Around 100 CE the Bhagavad Gita introduces three or four paths of Yoga (depending upon which commentator you read). These are Bhakti Yoga (Yoga of devotion), Jnana Yoga (Yoga of knowledge), Karma Yoga (Yoga of action without desire for reward) and some add Raja Yoga (Yoga of meditation, also called Dhyana Yoga). In this book Krisna also mentions Buddhi Yoga (Yoga of insight), Adhyasa Yoga (Yoga of continuous practice), Atman Yoga (Yoga of the self), Atmasamyama Yoga (Yoga of control of the self) and Sannyasa Yoga (Yoga of renunciation). There is also mention of controlling the in and out breath to attain liberation. Hopefully you are beginning to see why it is so difficult to define Yoga, but also not there's no mention of a Downward Dog.

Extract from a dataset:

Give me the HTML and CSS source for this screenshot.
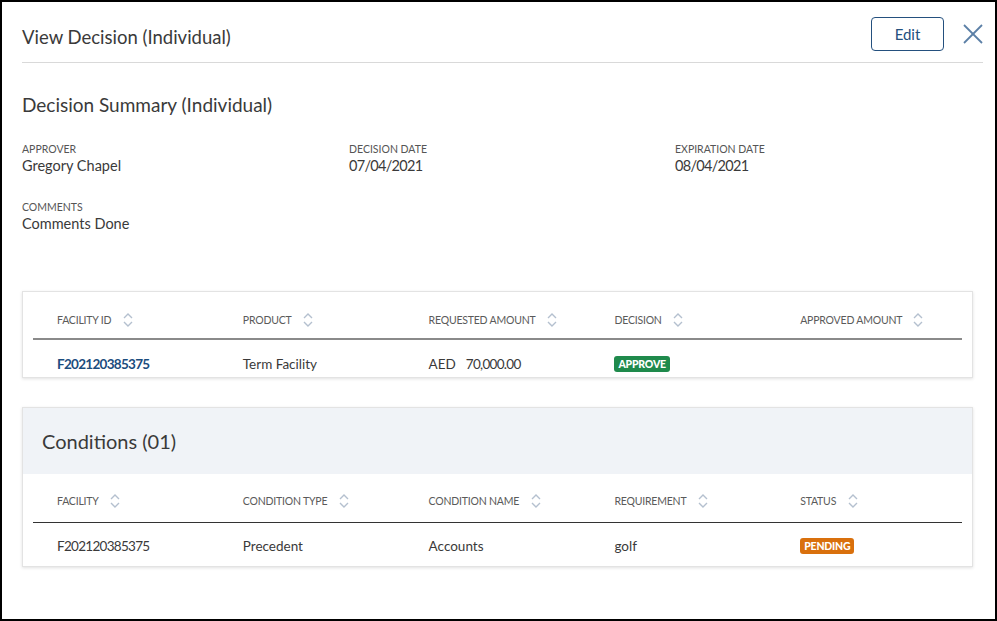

Around 400 CE saw the Yoga Sutra of Patanjali, with something slightly more akin to what we see today. Here we see the first mention of Ashtanga (not to be confused with Ashtanga Vinyasa) which is the eight limbs of Yoga. The limbs are:

  1. Yama (restraints)

  2. Niyama (observances)

  3. Asana (posture)

  4. Pranayama (breath control)

  5. Pratyahara (withdrawal of senses)

  6. Dharana (concentration on an object)

  7. Dhyana (meditation)

  8. Samadhi (trance, or often referred to as enlightenment)

The first five are considered external limbs and the last three internal (or Samyama Yoga). We finally see our first reference to Asana, yet it is only mentioned twice in the Sutras. Translated as posture it is said to be 'steady and comfortable' and is there to provide the platform for the five limbs that follow. It is only in certain commentaries on the Sutras that we see other postures to help with sitting. In the Yoga Sutras the definition of Yoga as the 'cessation of the fluctuations of the mind', which is in keeping with the description of Yoga in the Katha Upanishads.


I am going to skip a whooooooole lot of history here and take us to the Hatha Pradapika. Written around 1450 CE it is where we begin to see a greater focus on Asana. In the text we now have 15 poses, which are still mainly seated. It is still a relatively small segment compared to all of the cleansing practices, breathing (Pranayama), hand gestures (Mudras) and once more, the stilling of the mind (Samadhi).


It was as late as 1893 that Yoga was first introduced to the West. Svami Vivekananda visited the USA to give lectures on Hinduism at the Parliament of Religions at Chicago. He then went onto give lectures around Europe with an emphasis on spiritual existence. What we practice today though is through Tirumulai Krishnamacharya, with it being said he has a connection with about fifty percent of what is taught. He is considered the first to sequence postures together with breath, and introduced Hatha Yoga to the West as a practice alongside meditation. Krishnamacharya taught B.K.S. Iyengar, Patabhi Jois (Ashtanga Vinyasa) and T.K.V. Desikachar (Viniyoga).

Much of contemporary Asana draws from books such as Primary Gymnastics

We have seen that Asana is is just a seat in the ancient texts. It was through Krishnamacharya that Asana began to evolve and actually draws much from the book, Primary Gymnastics by Niels Bukh. It can be said that Yoga has evolved to reflect society, so it is entirely in keeping for it to draw from Western texts whilst it popularised here. It is no longer the ancient system, but can be considered now as a much more physical practice. Yogachariya Jnandev Giri states

'Many of these practices of placing the body in different gymnastic postures are merely of physical benefit and not psychological or spiritual.'

Whilst there is nothing wrong with this, it isn't what Yoga has been to me. In my own Asana practice it has been about bringing focus of the mind into the body. Whilst Asana practice does provide some physical benefits, I believe more strongly in Pilates for the body, and Yoga for the mind. It is why my 'Yoga' teaching  is shifting away from only Asana, to teach what I consider to be Yoga-  a science to help quieten the mind- and not because I think this is more authentic, but because this is what has benefited me the most in my life. This isn't done merely through Asana, because as you can see, Yoga incorporates a wide variety of techniques to gain insight into your mind, body and soul. These techniques may be ancient or modern but hopefully you can see that Yoga is so, so much more than just Asana.